MATERIAL PROVIDED:
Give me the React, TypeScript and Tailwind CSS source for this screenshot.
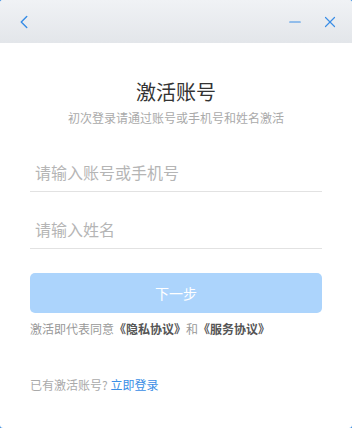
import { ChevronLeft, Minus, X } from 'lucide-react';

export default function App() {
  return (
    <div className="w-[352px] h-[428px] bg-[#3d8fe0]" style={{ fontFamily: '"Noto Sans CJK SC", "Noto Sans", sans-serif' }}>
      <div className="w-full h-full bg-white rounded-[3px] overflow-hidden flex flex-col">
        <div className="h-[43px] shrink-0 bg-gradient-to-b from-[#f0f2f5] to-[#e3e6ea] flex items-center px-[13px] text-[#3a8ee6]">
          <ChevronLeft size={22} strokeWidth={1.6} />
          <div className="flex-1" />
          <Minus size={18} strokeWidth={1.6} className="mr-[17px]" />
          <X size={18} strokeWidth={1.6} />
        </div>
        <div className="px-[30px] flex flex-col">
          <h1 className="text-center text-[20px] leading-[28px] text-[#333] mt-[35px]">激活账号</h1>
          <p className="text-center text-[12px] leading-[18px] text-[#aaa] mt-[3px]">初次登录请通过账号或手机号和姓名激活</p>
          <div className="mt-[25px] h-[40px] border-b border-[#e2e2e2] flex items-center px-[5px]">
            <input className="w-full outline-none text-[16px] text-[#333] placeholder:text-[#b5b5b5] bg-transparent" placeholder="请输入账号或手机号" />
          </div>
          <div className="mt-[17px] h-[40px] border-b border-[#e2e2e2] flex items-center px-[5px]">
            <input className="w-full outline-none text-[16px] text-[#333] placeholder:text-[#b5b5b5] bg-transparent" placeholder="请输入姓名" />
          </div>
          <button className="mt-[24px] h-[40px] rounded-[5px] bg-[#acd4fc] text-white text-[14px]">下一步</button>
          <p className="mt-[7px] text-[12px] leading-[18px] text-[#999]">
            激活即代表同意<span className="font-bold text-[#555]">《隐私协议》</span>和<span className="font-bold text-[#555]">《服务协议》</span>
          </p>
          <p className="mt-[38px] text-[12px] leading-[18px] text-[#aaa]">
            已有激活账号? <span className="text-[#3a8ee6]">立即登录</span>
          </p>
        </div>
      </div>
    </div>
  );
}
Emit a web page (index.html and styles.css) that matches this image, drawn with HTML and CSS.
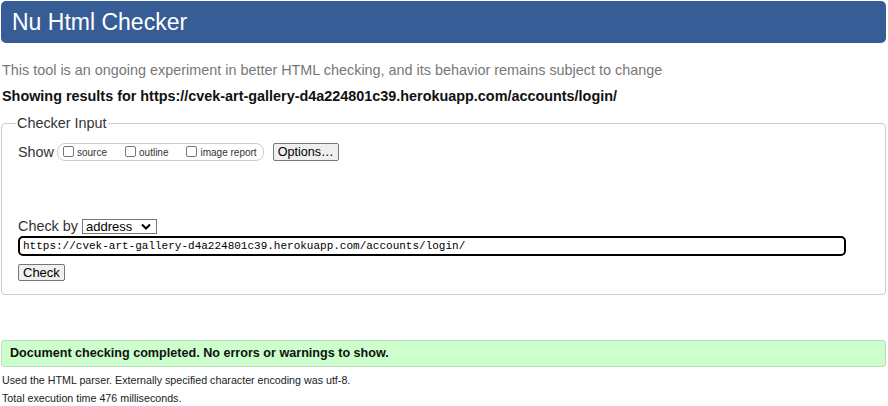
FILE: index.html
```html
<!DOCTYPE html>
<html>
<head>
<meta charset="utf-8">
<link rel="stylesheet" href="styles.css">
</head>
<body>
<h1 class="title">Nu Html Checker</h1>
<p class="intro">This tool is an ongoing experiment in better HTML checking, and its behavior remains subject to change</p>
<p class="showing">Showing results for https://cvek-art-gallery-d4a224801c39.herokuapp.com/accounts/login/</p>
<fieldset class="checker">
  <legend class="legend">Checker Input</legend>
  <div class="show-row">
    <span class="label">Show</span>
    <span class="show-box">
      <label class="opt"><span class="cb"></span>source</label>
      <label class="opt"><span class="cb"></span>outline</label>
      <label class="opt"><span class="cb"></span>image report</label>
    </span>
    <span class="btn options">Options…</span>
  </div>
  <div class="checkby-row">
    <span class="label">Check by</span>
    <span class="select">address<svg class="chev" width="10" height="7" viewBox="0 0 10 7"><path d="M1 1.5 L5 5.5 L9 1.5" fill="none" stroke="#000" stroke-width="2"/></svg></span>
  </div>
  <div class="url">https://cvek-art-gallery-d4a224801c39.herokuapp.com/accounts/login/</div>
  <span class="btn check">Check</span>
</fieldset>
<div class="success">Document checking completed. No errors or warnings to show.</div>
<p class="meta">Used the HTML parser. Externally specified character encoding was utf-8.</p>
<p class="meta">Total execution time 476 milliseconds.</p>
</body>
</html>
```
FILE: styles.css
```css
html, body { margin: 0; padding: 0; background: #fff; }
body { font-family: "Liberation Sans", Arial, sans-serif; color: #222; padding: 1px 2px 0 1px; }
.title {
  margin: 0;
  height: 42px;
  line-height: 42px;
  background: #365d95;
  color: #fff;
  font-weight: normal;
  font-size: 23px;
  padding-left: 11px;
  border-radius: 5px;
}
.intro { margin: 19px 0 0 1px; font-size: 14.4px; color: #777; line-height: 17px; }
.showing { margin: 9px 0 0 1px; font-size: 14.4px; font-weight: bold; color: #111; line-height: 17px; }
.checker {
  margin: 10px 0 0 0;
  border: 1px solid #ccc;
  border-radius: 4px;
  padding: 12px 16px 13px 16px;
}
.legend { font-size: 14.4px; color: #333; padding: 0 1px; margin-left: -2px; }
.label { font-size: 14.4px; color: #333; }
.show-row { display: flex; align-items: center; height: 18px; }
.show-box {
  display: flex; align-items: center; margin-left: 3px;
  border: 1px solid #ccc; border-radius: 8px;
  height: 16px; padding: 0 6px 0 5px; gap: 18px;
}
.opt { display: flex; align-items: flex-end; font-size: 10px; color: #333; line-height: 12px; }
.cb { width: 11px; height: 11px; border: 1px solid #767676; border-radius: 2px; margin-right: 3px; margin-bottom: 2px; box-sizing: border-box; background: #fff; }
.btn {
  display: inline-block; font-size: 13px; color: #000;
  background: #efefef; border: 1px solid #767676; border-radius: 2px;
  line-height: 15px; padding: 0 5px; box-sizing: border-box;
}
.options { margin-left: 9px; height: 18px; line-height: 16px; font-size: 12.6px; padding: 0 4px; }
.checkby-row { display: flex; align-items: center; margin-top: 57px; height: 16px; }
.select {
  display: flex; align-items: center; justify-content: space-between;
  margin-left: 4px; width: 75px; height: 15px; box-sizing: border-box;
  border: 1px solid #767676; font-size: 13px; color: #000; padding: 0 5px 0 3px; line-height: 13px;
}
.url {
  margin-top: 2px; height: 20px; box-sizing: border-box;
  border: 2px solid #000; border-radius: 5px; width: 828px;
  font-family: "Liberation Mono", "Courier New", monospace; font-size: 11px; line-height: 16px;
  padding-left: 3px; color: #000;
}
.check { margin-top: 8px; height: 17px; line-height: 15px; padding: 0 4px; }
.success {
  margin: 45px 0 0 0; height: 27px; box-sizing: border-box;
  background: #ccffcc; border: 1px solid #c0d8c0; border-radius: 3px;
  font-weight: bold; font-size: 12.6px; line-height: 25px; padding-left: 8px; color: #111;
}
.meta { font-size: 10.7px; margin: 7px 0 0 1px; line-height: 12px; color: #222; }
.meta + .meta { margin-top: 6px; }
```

DESCRIPTION OF THE TASK: Set down the records above word for word, from the first line through the line containing "ChevronLeft, Minus, X", both included; leave out the pictures.

WRITTEN SOLUTION:
Give me the React, TypeScript and Tailwind CSS source for this screenshot.
import { ChevronLeft, Minus, X } from 'lucide-react';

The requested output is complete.